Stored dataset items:
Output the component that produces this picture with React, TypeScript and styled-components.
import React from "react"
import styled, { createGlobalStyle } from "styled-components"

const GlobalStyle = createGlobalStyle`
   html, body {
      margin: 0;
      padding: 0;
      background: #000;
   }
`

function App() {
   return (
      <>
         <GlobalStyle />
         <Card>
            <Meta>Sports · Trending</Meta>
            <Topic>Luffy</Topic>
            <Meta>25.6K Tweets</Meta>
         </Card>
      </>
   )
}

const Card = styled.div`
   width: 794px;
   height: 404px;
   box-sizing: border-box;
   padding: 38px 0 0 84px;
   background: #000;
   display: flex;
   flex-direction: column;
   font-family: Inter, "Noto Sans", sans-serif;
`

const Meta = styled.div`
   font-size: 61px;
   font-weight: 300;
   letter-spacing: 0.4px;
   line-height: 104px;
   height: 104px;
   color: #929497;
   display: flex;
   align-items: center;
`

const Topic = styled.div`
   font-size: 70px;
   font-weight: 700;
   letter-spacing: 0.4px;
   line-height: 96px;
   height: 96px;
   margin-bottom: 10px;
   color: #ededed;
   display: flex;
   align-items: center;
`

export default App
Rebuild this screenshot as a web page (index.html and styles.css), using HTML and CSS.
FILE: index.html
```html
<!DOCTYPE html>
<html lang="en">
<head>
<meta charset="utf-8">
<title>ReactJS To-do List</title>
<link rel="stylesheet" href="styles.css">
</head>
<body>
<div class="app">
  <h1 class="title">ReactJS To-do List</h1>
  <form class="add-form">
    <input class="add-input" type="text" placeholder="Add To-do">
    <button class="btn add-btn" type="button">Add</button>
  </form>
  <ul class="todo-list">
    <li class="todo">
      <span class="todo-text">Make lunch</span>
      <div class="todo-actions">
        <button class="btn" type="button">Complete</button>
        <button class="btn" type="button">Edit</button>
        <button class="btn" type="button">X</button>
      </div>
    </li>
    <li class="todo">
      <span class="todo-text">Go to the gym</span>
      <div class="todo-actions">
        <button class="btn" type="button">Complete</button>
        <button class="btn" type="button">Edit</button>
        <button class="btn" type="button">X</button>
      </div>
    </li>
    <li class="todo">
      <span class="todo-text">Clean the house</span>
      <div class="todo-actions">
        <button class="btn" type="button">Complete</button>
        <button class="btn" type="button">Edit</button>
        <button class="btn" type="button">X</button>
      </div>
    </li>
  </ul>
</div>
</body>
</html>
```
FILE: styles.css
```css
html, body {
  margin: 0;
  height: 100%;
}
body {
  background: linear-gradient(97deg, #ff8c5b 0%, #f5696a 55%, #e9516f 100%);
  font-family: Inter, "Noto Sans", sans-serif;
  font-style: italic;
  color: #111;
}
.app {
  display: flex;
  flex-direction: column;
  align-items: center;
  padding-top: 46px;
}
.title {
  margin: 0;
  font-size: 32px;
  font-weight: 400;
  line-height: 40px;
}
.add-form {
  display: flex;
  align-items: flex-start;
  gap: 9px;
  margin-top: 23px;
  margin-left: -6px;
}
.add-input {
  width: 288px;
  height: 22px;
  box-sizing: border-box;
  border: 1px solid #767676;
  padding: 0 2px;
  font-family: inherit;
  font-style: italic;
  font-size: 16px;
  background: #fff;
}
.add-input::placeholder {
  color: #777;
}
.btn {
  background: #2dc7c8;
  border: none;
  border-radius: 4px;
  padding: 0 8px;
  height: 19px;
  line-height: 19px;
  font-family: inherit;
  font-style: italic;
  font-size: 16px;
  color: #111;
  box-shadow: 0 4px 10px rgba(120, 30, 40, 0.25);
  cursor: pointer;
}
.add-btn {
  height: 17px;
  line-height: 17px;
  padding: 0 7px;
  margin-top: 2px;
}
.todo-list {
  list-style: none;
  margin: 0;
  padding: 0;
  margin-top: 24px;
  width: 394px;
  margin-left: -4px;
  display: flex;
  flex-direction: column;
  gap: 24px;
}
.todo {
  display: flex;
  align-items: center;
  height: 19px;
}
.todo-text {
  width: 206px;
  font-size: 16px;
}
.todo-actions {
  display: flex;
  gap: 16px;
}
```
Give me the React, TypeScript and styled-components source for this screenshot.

[STATED TASK] Take the records above and return them exactly as written.

[ANSWER TO THE PROBLEM]
Output the component that produces this picture with React, TypeScript and styled-components.
import React from "react"
import styled, { createGlobalStyle } from "styled-components"

const GlobalStyle = createGlobalStyle`
   html, body {
      margin: 0;
      padding: 0;
      background: #000;
   }
`

function App() {
   return (
      <>
         <GlobalStyle />
         <Card>
            <Meta>Sports · Trending</Meta>
            <Topic>Luffy</Topic>
            <Meta>25.6K Tweets</Meta>
         </Card>
      </>
   )
}

const Card = styled.div`
   width: 794px;
   height: 404px;
   box-sizing: border-box;
   padding: 38px 0 0 84px;
   background: #000;
   display: flex;
   flex-direction: column;
   font-family: Inter, "Noto Sans", sans-serif;
`

const Meta = styled.div`
   font-size: 61px;
   font-weight: 300;
   letter-spacing: 0.4px;
   line-height: 104px;
   height: 104px;
   color: #929497;
   display: flex;
   align-items: center;
`

const Topic = styled.div`
   font-size: 70px;
   font-weight: 700;
   letter-spacing: 0.4px;
   line-height: 96px;
   height: 96px;
   margin-bottom: 10px;
   color: #ededed;
   display: flex;
   align-items: center;
`

export default App
Rebuild this screenshot as a web page (index.html and styles.css), using HTML and CSS.
FILE: index.html
```html
<!DOCTYPE html>
<html lang="en">
<head>
<meta charset="utf-8">
<title>ReactJS To-do List</title>
<link rel="stylesheet" href="styles.css">
</head>
<body>
<div class="app">
  <h1 class="title">ReactJS To-do List</h1>
  <form class="add-form">
    <input class="add-input" type="text" placeholder="Add To-do">
    <button class="btn add-btn" type="button">Add</button>
  </form>
  <ul class="todo-list">
    <li class="todo">
      <span class="todo-text">Make lunch</span>
      <div class="todo-actions">
        <button class="btn" type="button">Complete</button>
        <button class="btn" type="button">Edit</button>
        <button class="btn" type="button">X</button>
      </div>
    </li>
    <li class="todo">
      <span class="todo-text">Go to the gym</span>
      <div class="todo-actions">
        <button class="btn" type="button">Complete</button>
        <button class="btn" type="button">Edit</button>
        <button class="btn" type="button">X</button>
      </div>
    </li>
    <li class="todo">
      <span class="todo-text">Clean the house</span>
      <div class="todo-actions">
        <button class="btn" type="button">Complete</button>
        <button class="btn" type="button">Edit</button>
        <button class="btn" type="button">X</button>
      </div>
    </li>
  </ul>
</div>
</body>
</html>
```
FILE: styles.css
```css
html, body {
  margin: 0;
  height: 100%;
}
body {
  background: linear-gradient(97deg, #ff8c5b 0%, #f5696a 55%, #e9516f 100%);
  font-family: Inter, "Noto Sans", sans-serif;
  font-style: italic;
  color: #111;
}
.app {
  display: flex;
  flex-direction: column;
  align-items: center;
  padding-top: 46px;
}
.title {
  margin: 0;
  font-size: 32px;
  font-weight: 400;
  line-height: 40px;
}
.add-form {
  display: flex;
  align-items: flex-start;
  gap: 9px;
  margin-top: 23px;
  margin-left: -6px;
}
.add-input {
  width: 288px;
  height: 22px;
  box-sizing: border-box;
  border: 1px solid #767676;
  padding: 0 2px;
  font-family: inherit;
  font-style: italic;
  font-size: 16px;
  background: #fff;
}
.add-input::placeholder {
  color: #777;
}
.btn {
  background: #2dc7c8;
  border: none;
  border-radius: 4px;
  padding: 0 8px;
  height: 19px;
  line-height: 19px;
  font-family: inherit;
  font-style: italic;
  font-size: 16px;
  color: #111;
  box-shadow: 0 4px 10px rgba(120, 30, 40, 0.25);
  cursor: pointer;
}
.add-btn {
  height: 17px;
  line-height: 17px;
  padding: 0 7px;
  margin-top: 2px;
}
.todo-list {
  list-style: none;
  margin: 0;
  padding: 0;
  margin-top: 24px;
  width: 394px;
  margin-left: -4px;
  display: flex;
  flex-direction: column;
  gap: 24px;
}
.todo {
  display: flex;
  align-items: center;
  height: 19px;
}
.todo-text {
  width: 206px;
  font-size: 16px;
}
.todo-actions {
  display: flex;
  gap: 16px;
}
```
Give me the React, TypeScript and styled-components source for this screenshot.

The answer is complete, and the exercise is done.